Unread post by Allen Dick »

> How solid is your info about mite life expectancy?

I don't know. The study was somewhat artificial, but the best I could find. I showed charts from it sometime back over he last 105 days. I may dig it up again, but not right now. I found it reasonably convincing.

> Did the study consider the possibility that mites may behave differently in a winter cluster so as to lengthen their lifespan?

No, and that is something I wonder about. I would really like to see some studies of varroa populations over winter in cold climates.

> I also wonder how much brood rearing actually takes place in the winter in the north with bees adapted for the north.

Quite a lot, actually.

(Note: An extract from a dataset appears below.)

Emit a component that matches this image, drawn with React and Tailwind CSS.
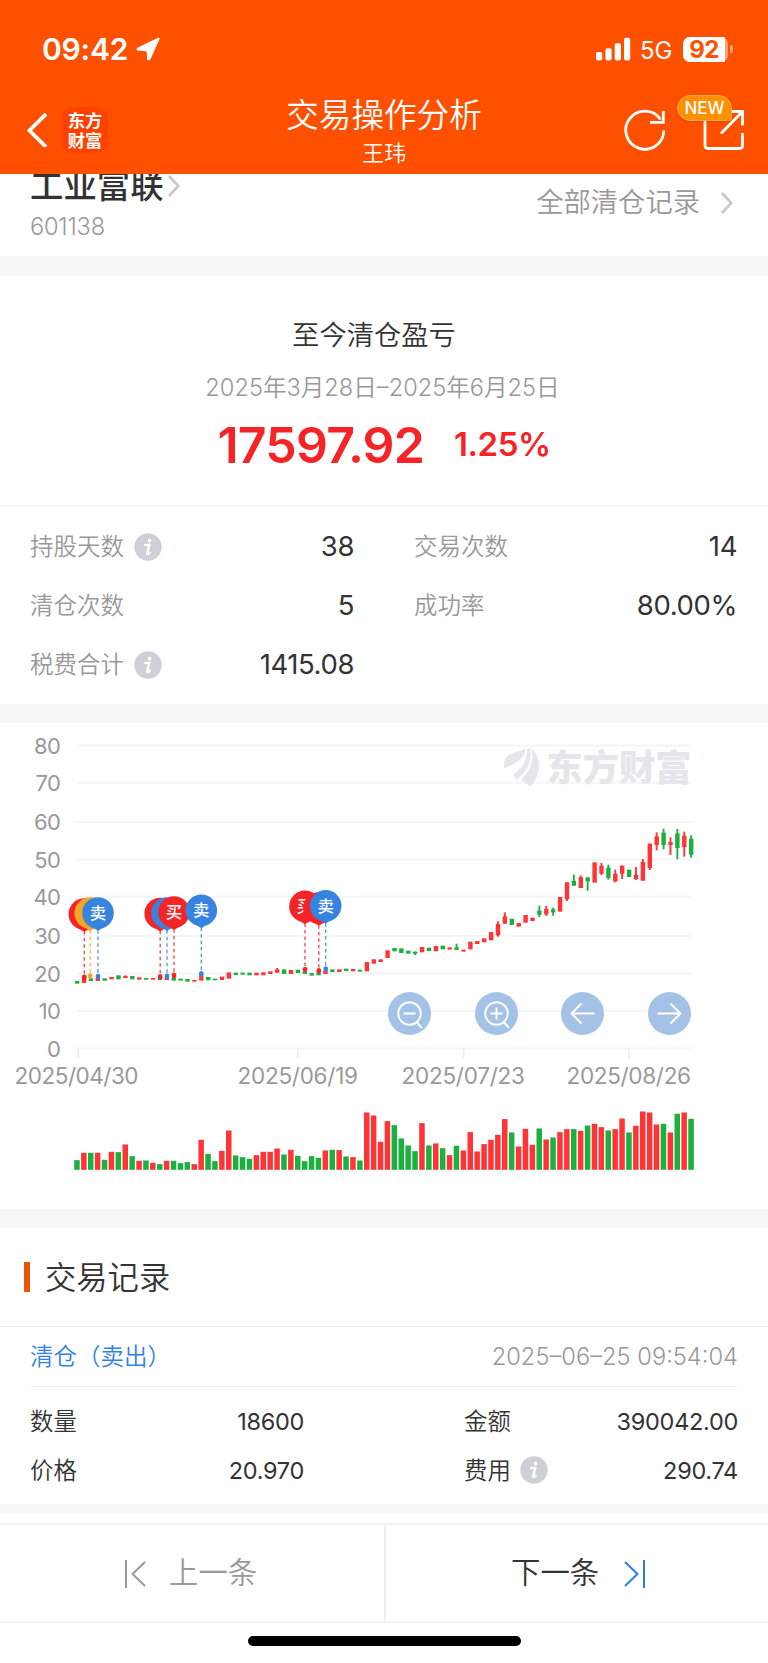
import React, { useState } from 'react';

const UP = '#ff3437';
const DOWN = '#1ab13f';

// [direction, body top, body bottom, wick top, wick bottom, volume]
const CANDLES = [
  ['d', 783, 791, 0, 0, 29], ['u', 767, 789, 0, 0, 51], ['d', 775, 783, 0, 0, 51], ['u', 774, 783, 0, 0, 51],
  ['d', 775, 782, 0, 0, 30], ['u', 771, 778, 0, 0, 54], ['d', 766, 778, 0, 0, 53], ['u', 768, 774, 766, 774, 76],
  ['d', 768, 778, 0, 0, 41], ['u', 772, 779, 0, 0, 27], ['d', 774, 779, 0, 0, 28], ['u', 774, 779, 0, 0, 21],
  ['d', 775, 780, 0, 0, 17], ['u', 774, 780, 0, 0, 27], ['d', 773, 782, 0, 0, 27], ['d', 776, 782, 0, 0, 20],
  ['d', 777, 785, 0, 0, 23], ['u', 780, 785, 0, 0, 17], ['u', 766, 782, 0, 0, 90], ['d', 771, 781, 0, 0, 48],
  ['d', 776, 781, 0, 0, 26], ['u', 770, 780, 0, 0, 57], ['u', 757, 776, 0, 0, 118], ['d', 758, 765, 0, 0, 43],
  ['d', 758, 764, 0, 0, 38], ['d', 758, 766, 0, 0, 33], ['u', 758, 766, 0, 0, 44], ['u', 757, 766, 0, 0, 54],
  ['u', 754, 762, 0, 0, 54], ['u', 748, 758, 744, 758, 64], ['d', 748, 762, 0, 0, 46], ['u', 750, 762, 0, 0, 60],
  ['d', 749, 759, 0, 0, 42], ['d', 755, 762, 0, 0, 26], ['d', 759, 767, 0, 0, 41], ['d', 758, 766, 0, 0, 36],
  ['u', 752, 762, 0, 0, 58], ['d', 748, 756, 0, 0, 60], ['u', 748, 756, 0, 0, 59], ['d', 746, 753, 0, 0, 40],
  ['u', 747, 754, 0, 0, 38], ['d', 749, 755, 0, 0, 28], ['u', 726, 754, 0, 0, 172], ['u', 718, 731, 0, 0, 163],
  ['u', 718, 726, 0, 0, 84], ['u', 691, 714, 0, 0, 146], ['d', 684, 694, 0, 0, 134], ['d', 685, 699, 0, 0, 94],
  ['d', 692, 701, 0, 0, 73], ['d', 695, 701, 695, 705, 56], ['u', 681, 697, 0, 0, 140], ['d', 683, 693, 0, 0, 73],
  ['u', 678, 694, 0, 0, 79], ['d', 677, 688, 0, 0, 65], ['u', 682, 689, 0, 0, 44], ['d', 682, 690, 671, 690, 72],
  ['u', 689, 695, 0, 0, 58], ['u', 665, 688, 0, 0, 113], ['u', 663, 672, 0, 0, 55], ['u', 655, 667, 0, 0, 77],
  ['u', 636, 661, 0, 0, 90], ['u', 612, 646, 604, 650, 105], ['u', 589, 611, 577, 611, 152], ['d', 596, 615, 0, 0, 112],
  ['u', 609, 620, 0, 0, 70], ['u', 585, 608, 0, 0, 123], ['u', 593, 603, 0, 0, 75], ['d', 572, 584, 557, 591, 124],
  ['u', 567, 583, 558, 588, 91], ['d', 568, 577, 563, 587, 97], ['u', 531, 575, 0, 0, 113], ['u', 487, 538, 487, 543, 122],
  ['d', 483, 497, 464, 497, 122], ['u', 472, 504, 466, 504, 117], ['d', 473, 484, 471, 512, 133], ['u', 427, 488, 0, 0, 138],
  ['u', 437, 461, 429, 465, 128], ['d', 443, 474, 434, 479, 118], ['u', 461, 484, 449, 487, 122], ['u', 437, 461, 437, 477, 154],
  ['d', 449, 471, 0, 0, 112], ['u', 464, 477, 441, 480, 132], ['u', 426, 482, 417, 482, 175], ['u', 371, 444, 371, 450, 172],
  ['u', 349, 375, 337, 391, 136], ['d', 338, 375, 326, 388, 138], ['u', 366, 375, 352, 405, 112], ['d', 340, 384, 327, 418, 168],
  ['u', 347, 381, 335, 410, 172], ['d', 356, 404, 346, 413, 153],
];

// pins without text are covered by the next one
const PINS = [
  { x: 84.3, y: 194.3, dot: 257.3, color: '#f62427' },
  { x: 90.2, y: 193.3, dot: 256, color: '#f5a623' },
  { x: 98, y: 193.2, dot: 256.5, color: '#3783e0', text: '卖' },
  { x: 160.2, y: 193.8, dot: 256.7, color: '#f62427' },
  { x: 167, y: 193.3, dot: 256.2, color: '#3783e0' },
  { x: 174, y: 192.3, dot: 255.4, color: '#f62427', text: '买' },
  { x: 201.3, y: 190.6, dot: 253.8, color: '#3783e0', text: '卖' },
  { x: 305, y: 186.6, dot: 249.5, color: '#f62427', text: '买' },
  { x: 318.8, y: 188.2, dot: 250.8, color: '#f62427' },
  { x: 325.7, y: 186, dot: 249, color: '#3783e0', text: '卖' },
];

const GRID = [
  [80, 25.5], [70, 62.7], [60, 102], [50, 139.5], [40, 176.7], [30, 216], [20, 253.5], [10, 291], [0, 328.5],
];

const DATES = [
  { tick: 78, start: 14.5, width: 124, label: '2025/04/30' },
  { tick: 298, start: 237.5, width: 120.5, label: '2025/06/19' },
  { tick: 463.7, start: 401.5, width: 123.5, label: '2025/07/23' },
  { tick: 629, start: 566.5, width: 124.5, label: '2025/08/26' },
];

const InfoIcon = () => (
  <svg className="w-7 h-7 shrink-0" viewBox="0 0 28 28">
    <circle cx="14" cy="14" r="13.7" fill="#cdd0d6" />
    <circle cx="15.6" cy="7.6" r="1.9" fill="#fff" />
    <path d="M11.2 12.2 15.4 11.6 13.1 20.4Q12.9 22 15.8 19.8" fill="none" stroke="#fff" strokeWidth="2.3" strokeLinejoin="round" strokeLinecap="round" />
  </svg>
);

const Chevron = ({ className }) => (
  <svg className={className} viewBox="0 0 12 22" fill="none" stroke="#c8c8c8" strokeWidth="2.6">
    <path d="M1 1 10.3 11 1 21" />
  </svg>
);

const StatusBar = () => (
  <div className="h-[92px] flex items-start justify-between pl-[42px] pr-9 pt-[34px]">
    <div className="flex items-center h-[30px]">
      <span className="text-[30px] leading-[30px] font-semibold tracking-[-0.2px]">09:42</span>
      <svg className="w-6 h-6 ml-2" viewBox="0 0 24 24" fill="#fff">
        <path d="M21.6 1Q24.2.2 23.300 2.800L14.400 22.200Q12.600 24.400 11 22.400L10.800 15.400Q10.800 14.200 9.600 14.200L1.600 13.600Q-.4 12.400 1.400 10.800Z" />
      </svg>
    </div>
    <div className="flex items-center h-[30px]">
      <svg className="w-[35px] h-6" viewBox="0 0 35 24" fill="#fff">
        <rect x="0" y="15" width="6.2" height="8.4" rx="1.8" />
        <rect x="9.4" y="11.2" width="6.2" height="12.2" rx="1.8" />
        <rect x="18.7" y="6.2" width="6.2" height="17.2" rx="1.8" />
        <rect x="28" y="0.8" width="6.2" height="22.6" rx="1.8" />
      </svg>
      <span className="ml-[9px] mt-[3px] text-[24px] leading-[30px] tracking-[-0.3px]">5G</span>
      <div className="ml-[11px] w-[45px] h-[25px] rounded-[7px] bg-[#ffa27a] flex items-center">
        <div className="w-[42px] h-[25px] rounded-l-[7px] bg-white text-[#ff5000] text-[24px] leading-[25px] font-bold text-center tracking-[-0.5px]">92</div>
      </div>
      <div className="w-[3px] h-2 ml-[2px] -mr-px rounded-r-full bg-[#ffa27a]" />
    </div>
  </div>
);

const NavBar = () => (
  <div className="h-[82px] flex justify-between">
    <div className="w-[200px] flex items-start pl-[27px] pt-[15px]">
      <svg className="w-5 h-[34px] mt-1.5" viewBox="0 0 20 34" fill="none" stroke="#fff" strokeWidth="3.8">
        <path d="M19 1 2.500 17.500 19 34" />
      </svg>
      <div className="ml-[15px] w-[46px] h-[46px] rounded-[10px] bg-[#ff4200] text-[17.3px] leading-[19.5px] font-bold text-center pt-[4px]">
        <div>东方</div>
        <div>财富</div>
      </div>
    </div>
    <div className="flex flex-col items-center">
      <h1 className="mt-[2px] text-[32.6px] leading-[42px] font-[350]">交易操作分析</h1>
      <p className="text-[22px] leading-8 mt-px font-[350]">王玮</p>
    </div>
    <div className="w-[200px] relative flex items-start pl-[56px] pt-[16px]">
      <svg className="w-[42px] h-[44px]" viewBox="0 0 42 44" fill="none" stroke="#fff" strokeWidth="2.8">
        <path d="M39.8 22.500A19 19 0 1 1 36.500 11.500" />
        <path d="M39.3 3V14.4H26" />
      </svg>
      <svg className="ml-[37px] w-[42px] h-[44px]" viewBox="0 0 42 44" fill="none" stroke="#fff" strokeWidth="2.8">
        <path d="M2 10V37.500Q2 40.500 5 40.500H36.500Q39.500 40.500 39.500 37.500V25" />
        <path d="M26 3.500H39.500V17.500M39 4 18 25.500" />
      </svg>
      <span className="absolute left-[109px] top-[3px] w-[55px] h-[26px] rounded-[13px] rounded-br-[3px] bg-[#ff9000] border border-[#ffa640] text-[17px] leading-[25px] font-medium text-center shadow-sm">NEW</span>
    </div>
  </div>
);

const Stat = ({ label, value, info }) => (
  <div className="flex items-center justify-between h-[59px]">
    <div className="flex items-center">
      <span className="text-[23.5px] text-[#999] font-[350]">{label}</span>
      {info && <span className="ml-[10px]"><InfoIcon /></span>}
    </div>
    <span className="-mr-px text-[27.5px] tracking-[-0.4px] text-[#333] font-[370]">{value}</span>
  </div>
);

const TradeField = ({ label, value, info }) => (
  <div className="flex items-center justify-between h-[49px]">
    <div className="flex items-center">
      <span className="text-[23.4px] font-[350]">{label}</span>
      {info && <span className="ml-[9px]"><InfoIcon /></span>}
    </div>
    <span className="text-[23.5px] tracking-[-0.3px] font-[370]">{value}</span>
  </div>
);

const TradeChart = () => (
  <svg className="block w-[768px] h-[480px]" viewBox="0 0 768 480">
    {GRID.map(([label, y]) => (
      <g key={label}>
        <path d={`M77 ${y}H691`} stroke="#f5f5f5" strokeWidth="2" />
        <text x="60" y={y + 8.3} textAnchor="end" fontSize="22" fontWeight="370" fill="#999" letterSpacing="-0.8">{label}</text>
      </g>
    ))}
    {DATES.map((d) => (
      <g key={d.label}>
        <path d={`M${d.tick} 328V338`} stroke="#eee" strokeWidth="1.6" />
        <text x={d.start} y="364" fontSize="22.5" fontWeight="370" fill="#999" textLength={d.width}>{d.label}</text>
      </g>
    ))}

    {/* watermark */}
    <g fill="#e6e6ea">
      <path d="M504 43C505 33 518 32 526 28.500C524 38 518 43 504 48Z" />
      <path d="M513.500 54.500C526 45 526 38 527.500 28.500L530.500 28.500C532 42 526 54 516 59.500Z" />
      <path d="M521 60C532 48 534 40 531.500 28.500C541 36 542 55 530.500 66.500Z" />
      <text x="546.5" y="60.500" fontSize="36.3" fontWeight="900" textLength="145">东方财富</text>
    </g>

    {CANDLES.map(([dir, top, bottom, wickTop, wickBottom, volume], i) => {
      const x = 77 + i * 6.9;
      const color = dir === 'u' ? UP : DOWN;
      return (
        <g key={i} fill={color}>
          <rect x={x - 2.1} y={top / 3} width="4.4" height={(bottom - top) / 3} />
          {wickTop > 0 && <rect x={x - 0.9} y={wickTop / 3} width="1.9" height={(wickBottom - wickTop) / 3} />}
          <rect x={x - 2.8} y={449.8 - volume / 3} width="5.5" height={volume / 3} />
        </g>
      );
    })}

    {PINS.map((p, i) => (
      <g key={i}>
        <path d={`M${p.x} ${p.y + 17}V${p.dot}`} stroke={p.color} strokeWidth="1.3" strokeDasharray="3.5 3" opacity="0.85" />
        <ellipse cx={p.x} cy={p.dot} rx="2.3" ry="2.8" fill={p.color} />
      </g>
    ))}
    {PINS.map((p, i) => (
      <g key={i}>
        <circle cx={p.x} cy={p.y - 0.2} r="15.8" fill={p.color} />
        <path d={`M${p.x - 11.5} ${p.y + 10.5}L${p.x} ${p.y + 17.6}L${p.x + 11.5} ${p.y + 10.5}Z`} fill={p.color} />
        {p.text && (
          <text x={p.x} y={p.y + 5.8} textAnchor="middle" fontSize="16.4" fontWeight="500" fill="#fff">{p.text}</text>
        )}
      </g>
    ))}
  </svg>
);

const ChartButton = ({ onClick, children }) => (
  <button type="button" onClick={onClick} className="w-[43px] h-[43px] rounded-full bg-[#9fbfe5]/95">
    <svg className="w-[43px] h-[43px]" viewBox="0 0 43 43" fill="none" stroke="#fff" strokeWidth="2">
      {children}
    </svg>
  </button>
);

const App = () => {
  const [, setZoom] = useState(1);
  const [, setOffset] = useState(0);

  return (
    <div
      className="w-[768px] h-[1663px] overflow-hidden bg-white text-[#333] flex flex-col font-['Inter','Noto_Sans_CJK_SC',sans-serif]"
      lang="zh-CN"
    >
      <header className="h-[174px] shrink-0 bg-[#ff5000] text-white relative z-10">
        <StatusBar />
        <NavBar />
      </header>

      <section className="h-[82px] shrink-0 flex justify-between pl-[30px] pr-[35px]">
        <div className="-mt-[9px]">
          <div className="flex items-center h-[42px]">
            <span className="text-[33.4px] leading-[42px] font-medium">工业富联</span>
            <Chevron className="w-3 h-[22px] ml-[4px]" />
          </div>
          <div className="text-[23.6px] leading-8 mt-[4px] text-[#999] font-[350] tracking-[-0.2px]">601138</div>
        </div>
        <div className="flex items-center h-10 mt-[9px]">
          <span className="text-[27.3px] text-[#999] font-[350]">全部清仓记录</span>
          <Chevron className="w-3 h-[22px] ml-[21px]" />
        </div>
      </section>
      <div className="h-5 shrink-0 bg-[#f7f7f7]" />

      <section className="h-[231px] shrink-0 flex flex-col items-center border-b-2 border-[#f7f7f7]">
        <h2 className="mt-[40px] mr-5 text-[27.3px] leading-10 font-[350]">至今清仓盈亏</h2>
        <p className="mt-[15px] mr-[3px] text-[23.6px] leading-[34px] text-[#999] font-[350]">2025年3月28日–2025年6月25日</p>
        <div className="mt-[10px] flex items-center h-[60px] text-[#f62427] font-semibold">
          <span className="text-[50px] tracking-[-0.8px]">17597.92</span>
          <span className="ml-[30px] text-[33px] tracking-[-0.5px]">1.25%</span>
        </div>
      </section>

      <section className="h-[197px] shrink-0 grid grid-cols-[323px_322px] gap-x-[61px] content-start pl-[30px] pt-[10px]">
        <Stat label="持股天数" value="38" info />
        <Stat label="交易次数" value="14" />
        <Stat label="清仓次数" value="5" />
        <Stat label="成功率" value="80.00%" />
        <Stat label="税费合计" value="1415.08" info />
      </section>
      <div className="h-[19px] shrink-0 bg-[#f7f7f7]" />

      <section className="h-[486px] shrink-0 relative">
        <div className="-mt-[3px]">
          <TradeChart />
        </div>
        <div className="absolute left-[388px] top-[269px] w-[303px] flex justify-between">
          <ChartButton onClick={() => setZoom((z) => z / 2)}>
            <circle cx="21.5" cy="21.5" r="11.2" />
            <path d="M15.5 21.5H27.5M28.5 30 34 36" />
          </ChartButton>
          <ChartButton onClick={() => setZoom((z) => z * 2)}>
            <circle cx="21.5" cy="21.5" r="11.2" />
            <path d="M15.5 21.5H27.5M21.5 15.5V27.5M28.5 30 34 36" />
          </ChartButton>
          <ChartButton onClick={() => setOffset((o) => o - 1)}>
            <path d="M33.5 21.5H10.5M20.5 11.5 10.5 21.5 20.5 31.5" />
          </ChartButton>
          <ChartButton onClick={() => setOffset((o) => o + 1)}>
            <path d="M9.5 21.5H32.5M22.5 11.5 32.5 21.5 22.5 31.5" />
          </ChartButton>
        </div>
      </section>
      <div className="h-[19px] shrink-0 bg-[#f7f7f7]" />

      <section className="h-[276px] shrink-0">
        <div className="h-[99px] flex items-center pl-[23.5px] border-b border-[#efefef]">
          <span className="w-[6.5px] h-[30px] bg-[#ea5504]" />
          <h3 className="ml-[15px] mt-px text-[31.3px] leading-10 font-[350]">交易记录</h3>
        </div>
        <div className="mx-[30px] h-[60px] flex items-center justify-between border-b border-[#efefef]">
          <span className="mt-px text-[23.5px] text-[#3181e8] font-[350]">清仓（卖出）</span>
          <span className="mt-px text-[23.7px] text-[#999] font-[350]">2025–06–25 09:54:04</span>
        </div>
        <div className="mx-[30px] pt-[10px] grid grid-cols-[274px_274px] justify-between">
          <TradeField label="数量" value="18600" />
          <TradeField label="金额" value="390042.00" />
          <TradeField label="价格" value="20.970" />
          <TradeField label="费用" value="290.74" info />
        </div>
      </section>
      <div className="h-[10px] shrink-0 bg-[#f7f7f7]" />

      <footer className="mt-[9px] shrink-0">
        <div className="h-[100px] grid grid-cols-2 border-y-2 border-[#f2f2f2] text-[29.4px] font-[350]">
          <button type="button" className="flex items-center pl-[124px] pt-px text-[#999]">
            <svg className="w-[22px] h-7" viewBox="0 0 22 28" fill="none" stroke="#999" strokeWidth="2">
              <path d="M2 0V28M21 2 8.5 14 21 26" />
            </svg>
            <span className="ml-[23px]">上一条</span>
          </button>
          <button type="button" className="flex items-center pl-[125px] pt-px border-l-2 border-[#eee]">
            <span>下一条</span>
            <svg className="w-[22px] h-7 ml-[25px]" viewBox="0 0 22 28" fill="none" stroke="#2b7de9" strokeWidth="2">
              <path d="M20 0V28M1 2 13.5 14 1 26" />
            </svg>
          </button>
        </div>
        <div className="mt-[13px] mx-auto w-[273px] h-[10px] rounded-full bg-black" />
      </footer>
    </div>
  );
};

export default App;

Most hives have about 20 to 100 square inches of brood after the fall broodless period.

> There is also the question of where the pollen would come from for bees to raise significant brood for 2+ months in Alberta before natural pollen comes in.

They get the protein from bee bread and their own bodies AFAIK.

> In your old practice of bulk syrup feeding in the fall, your hives would fill a deep with syrup within a few days. There was not time for them to collect and store a large amount of pollen under that syrup.

Actually, I fed in stages and if they filled brood combs, there was some pollen there. Maybe not a lot, but enough to raise some brood.

> Something tells me that the information I have about mite survival, winter brood rearing, and food supply, can not all be true at the same time.

There are unknowns, that is for sure.

> I agree that some mites must live longer than reported. Otherwise there would not be the spring problems we see in the colder climates. I'm not that far from you and I haven't seen much brood rearing, even in a couple of Italian hives I have until late February or early March.

How much does it take? How many have to survive?